La tolerancia abre el
camino a la libertad de conciencia y a la autonomía moral, además ha desempeñado un papel importante
en la consolidación de los derechos propios de la tradición de Occidente, en
especial al de la libertad de conciencia y expresión, o de la libertad en
cuanto a prácticas y formas de vida. Sin embargo, la apelación a la tolerancia
resulta a menudo ambigua y termina siendo un ideal ético a la hora de pautar
las relaciones de convivencia con el otro.
Por lo general, solo se
tolera lo que se considera que esta mal, y se habla de tolerancia solo frente a
asuntos desagradables, como por ej. la subversión, la prostitución o la
orientación sexual. Los críticos de la tolerancia han hecho notar también que
el precio a pagar por una actitud tolerante parecería ser la renuncia a
cualquier convicción firme o a un compromiso serio con una verdad, una fe o un
partido. La actitud tolerante adquiere en cambio un rasgo moral distinto cuando
se articula con el reconocimiento de unos derechos básicos del individuo a la
libertad de conciencia y expresión, y a la búsqueda autónoma de felicidad.
En este caso resulta más
apropiado hablar de respeto por la dignidad del otro, una actitud que conserva
el núcleo racional de la tolerancia e integra la lucha contra el fanatismo, con
una disposición respetuosa y solidaria con sujetos o grupos diferentes en
cuanto a credos religiosos, culturas o formas de vida. No molestar a nadie por
sus opiniones es un paso importante, pero no suficiente: se requiere además el
esfuerzo por comprenderlo en sus diferencias, percibidas ya no como una amenaza
sino como una posibilidad de enriquecimiento de lo humano. No obstante con sus
limitaciones iniciales, la idea de tolerancia resulta fundamental para lograr
avanzar en el camino de la consolidación de una cultura de los derechos
humanos.
Por lo tanto “Los derechos
humanos son demandas, sustentadas en la dignidad humana, reconocidas por la
comunidad internacional, que han logrado o aspiran a logar la protección del
ordenamiento jurídico y que por esto se convierten en diques frente a los
desmanes del poder. El reconocimiento de la dignidad humana, supone la
superioridad axiológica de la persona frente a cualquier otro bien o interés
social. En consecuencia, tal superioridad implica una reestructuración de las
estructuras sociales, pues cualquier organización política que diga fundarse en
los derechos humanos debe poner siempre por encima de toda consideración, las
defensa de la dignidad de todas y cada una de las personas que la componen”
(Zuleta E., 1996).
Los derechos humanos se han
transformado en una alternativa a la ley del más fuerte y en un recurso de
protección para los más vulnerables. Se ubican así en el cruce de caminos entre
moral, derecho y política, entre las exigencias éticas y la necesidad de
transformar una aspiración moral en un derecho positivo.
Colombia por ser un país
tan diverso social culturalmente hablando, los derechos humanos se han
convertido en la herramienta principal para lograr que grupos y comunidades
marginadas que han sido tratadas de manera discriminatoria logren el
reconocimiento, respeto e inclusión social es el caso de las comunidades
indígenas, la comunidad afrodescendiente y la comunidad LGBTI, aunque aún queda
mucho camino por recorrer.
Ahora que se ha visibilizado el problema del “matoneo” física y
virtualmente, la escuela debiera ser el nicho principal donde se enseñen y
promocionen las prácticas de convivencia.
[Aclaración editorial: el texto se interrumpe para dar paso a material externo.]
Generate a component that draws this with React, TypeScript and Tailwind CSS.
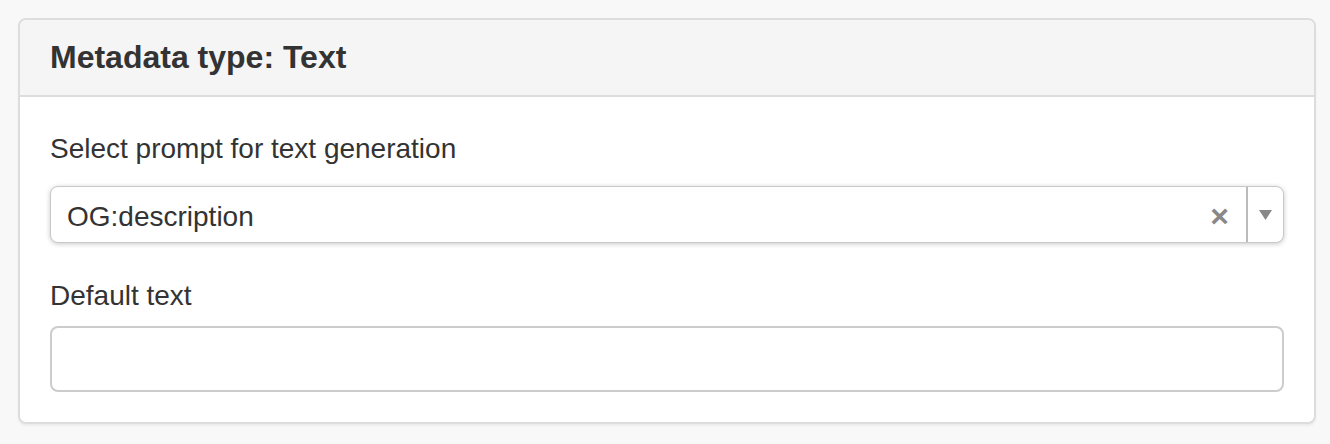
export default function App() {
  return (
    <div className="min-h-[444px] bg-[#f8f8f8] pt-[18px] font-['Liberation_Sans',Arial,sans-serif] text-[#333]">
      <div className="ml-[18px] w-[1298px] overflow-hidden rounded-[8px] border-2 border-[#ddd] bg-white shadow-[0_2px_2px_rgba(0,0,0,0.05)]">
        <div className="border-b-2 border-[#ddd] bg-[#f5f5f5] px-[30px] py-[20px]">
          <h3 className="text-[32px] leading-[35px] font-bold">Metadata type: Text</h3>
        </div>
        <div className="px-[30px] pt-[32px] pb-[30px]">
          <label className="block text-[28px] leading-[40px]">Select prompt for text generation</label>
          <div className="mt-[17px] flex h-[57px] items-center rounded-[8px] border border-[#c8c8c8] bg-white shadow-[0_1px_5px_rgba(0,0,0,0.22)]">
            <span className="flex-1 pt-[4px] pl-[16px] text-[28px] leading-[40px]">OG:description</span>
            <span className="mr-[17px] pt-[2px] text-[32px] leading-none font-bold text-[#888]">×</span>
            <span className="h-full w-[2px] bg-[#bbb]" />
            <span className="flex w-[35px] justify-center">
              <svg width="13" height="10" viewBox="0 0 13 10">
                <path d="M0 0 L13 0 L6.5 10 Z" fill="#888" />
              </svg>
            </span>
          </div>
          <label className="mt-[33px] block text-[28px] leading-[40px]">Default text</label>
          <input
            type="text"
            className="mt-[10px] block h-[66px] w-full rounded-[8px] border-2 border-[#ccc] bg-white px-[24px] text-[28px] outline-none"
          />
        </div>
      </div>
    </div>
  )
}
El papel de las escuelas en la educación de las personas, es vital para
la formación de seres humanos incluyentes, con acciones que reconozcan la
equidad, la democracia y la solidaridad; con interacciones, donde el otro o la
otra, sean reconocidos como seres legítimos en las prácticas de convivencia, “Las práctica de la convivencia implica
reconocer la heterogeneidad, la multiplicidad, la pluralidad en la diversidad
humana, asumiendo los modos de vivir del ser humano. Multiplicidad que se
expresa en las interacciones sociales, las representaciones y las formas de
actuar en los contextos sociales” (Zuleta E., 1996).